Essentially, my Merge Sort algorithm consists of two functions: A primary function (called merge_sort) and a helper function (called merge). Because this is a recursive algorithm, it’s a bit hard to visualize what’s really going on, but I’ll try my best to explain it as simply as possible.

What’s happening below is that my primary function (merge_sort) breaks apart the original array into smaller and smaller partitions until we get to each individual element as its own partition. Then, one by one, the helper function (merge) merges these individual elements back together in order. The algorithm does this over and over again, building bigger and bigger merged partitions until we get back to the length of our original array. But, this time, the original array is now sorted.

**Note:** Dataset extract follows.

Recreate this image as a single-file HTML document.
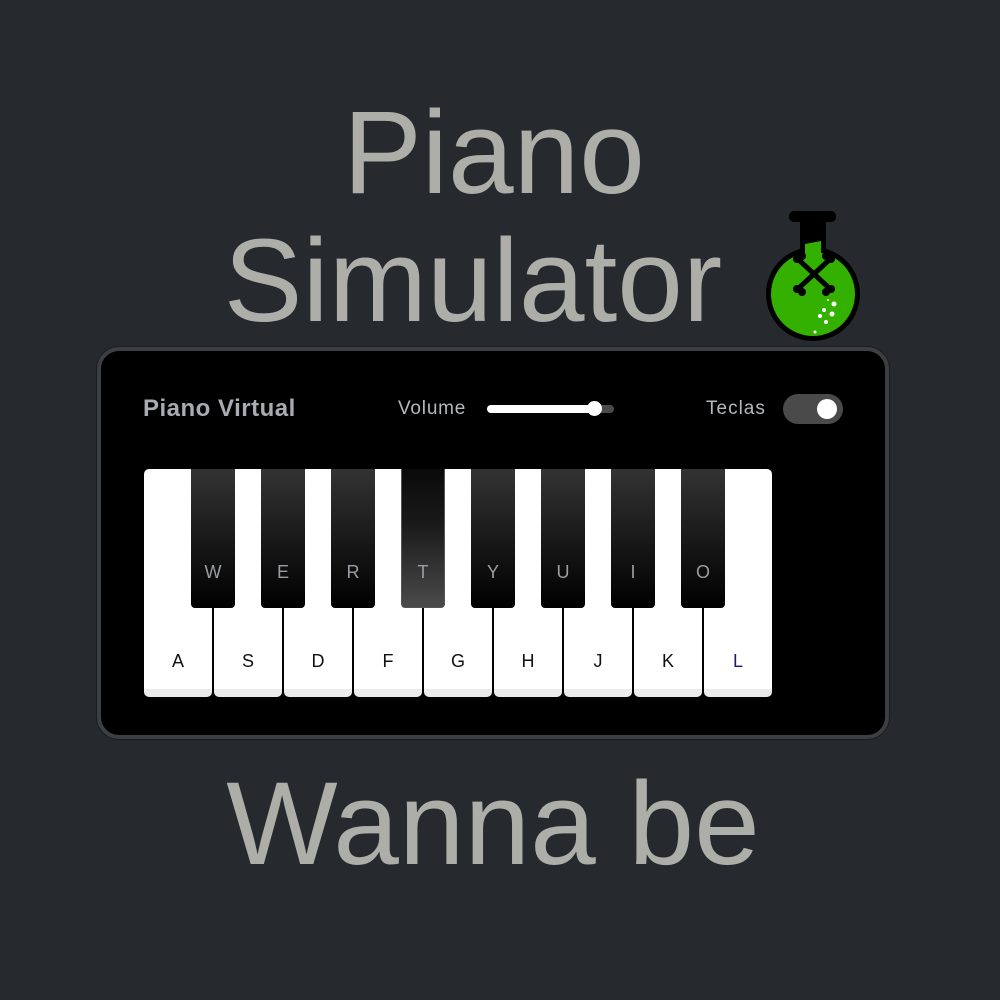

If that didn’t quite make sense, that’s okay!

Basically, think of the algorithm moving in two directions. The forward direction represents us building up our recursion stack. The backwards direction represents us working back down our recursion stack.

As we go forward, we break the array into smaller and smaller bits until we reach individual elements. As we go backward, we build the array back up until we reach the original length.

The magic of this algorithm is the ability to break the sorting problem into much easier to solve subproblems.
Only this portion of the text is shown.